Why should we be concerned about Nipah?

Since the first case described in 1998, Nipah cases have also been reported in other South Asian states like Singapore and Bangladesh. The current outbreak in Kerala is the southern state’s fourth, and India’s eighth since 2001.

According to a 2023 MDPI review, Nipah, an RNA Henipavirus from the Paramyxoviridae family that includes the Hendra virus first described in Australia, is a bat-born zoonotic pathogen that can infect pigs, with seroprevalence measured in other farm animals like cattle to a lower degree. Nipah virus typically causes fever, headaches, muscle pain, vomiting, and a sore throat but can also lead to encephalitis and death.

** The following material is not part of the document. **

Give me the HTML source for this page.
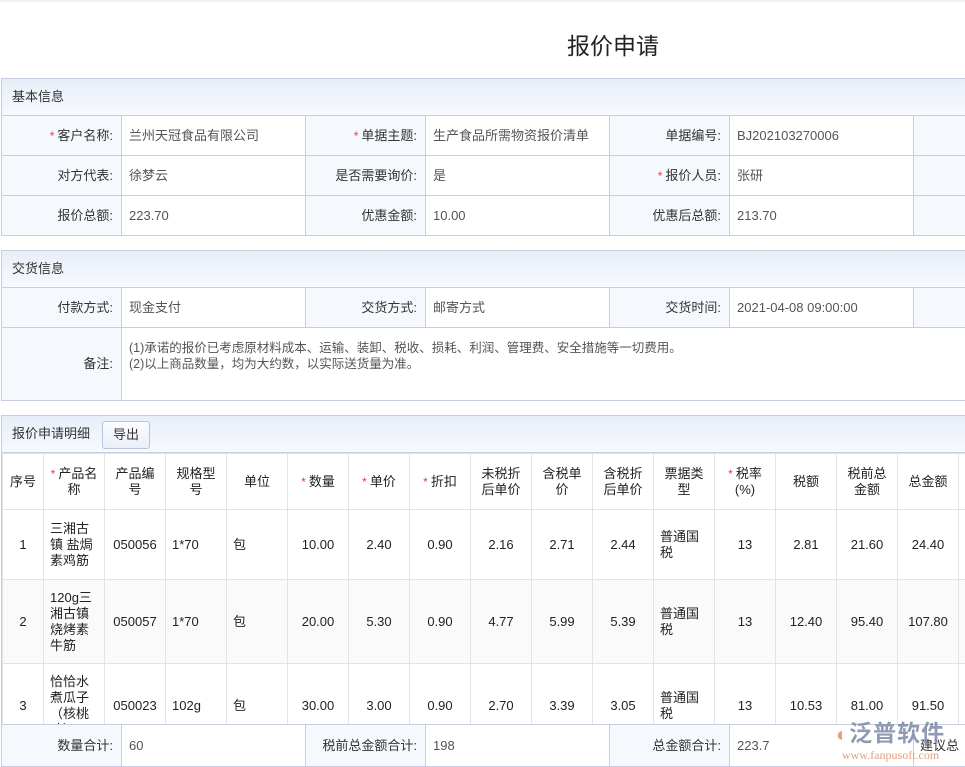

Spillover has occurred from bats to humans and from pigs to humans, as was the case for the first outbreak in Malaysia 25 years ago, wrote Vanderbilt University Medical Centre (VUMC)’s Robert Carnahan, PhD, professor of pediatric infectious diseases, and Silvia Ravera, PhD, senior staff scientist at Crowe Laboratory in an email to Today’s Clinical Lab.

“However, some strains of Nipah, like the one currently causing the outbreak in Kerala, can spread human-to-human,” noted the VUMC researchers. Another concern is population density.

Whereas prior outbreaks occurred in remote areas in India, the September cases stemmed from a larger metropolitan area, says Robert Kozak, PhD, assistant professor at the University of Toronto’s Department of Laboratory Medicine and Pathobiology, and clinical microbiologist at Sunnybrook Health Science Centre.

As such, “a number of infectious disease experts are watching and monitoring the outbreak,”  he says, adding that “this is a pathogen that destroys the livelihoods of people.” Kozak recounted that the first outbreak resulted in the culling of thousands of pigs, with detrimental impacts to Malaysia’s agricultural sector and national economy.

“As researchers, we have to think of a One Health approach: not just prevent cases in people, but also in animals,” says Kozak, who is currently collaborating on a research project to develop a vaccine for both animals and humans.

What is the likelihood of Nipah making its way to North America?

“There has never been a reported case of Nipah virus in Canada since the virus was discovered,” says Kozak, who thinks the likelihood of seeing a Nipah case in Canada and the US is extremely low; so do Carnahan and Rivera.

According to them, Nipah has “a dangerously high fatality rate (40–50 percent, and sometimes more than 70 percent), which may limit its ability to spread globally.” For this reason, and because Nipah virus has a lower transmissibility than Influenza and SARS-CoV-2, it is “unlikely that we would see Nipah in the US in the near future,” wrote the UVMC researchers, cautioning that monitoring a potential threat of Nipah is warranted.

“At the moment, human-to-human contagion is limited. Still, the more outbreaks there are, the more likely the virus could adapt and favor human-to-human transmission, which can lead to larger outbreaks or even epidemics,” explained Carnahan and Ravera.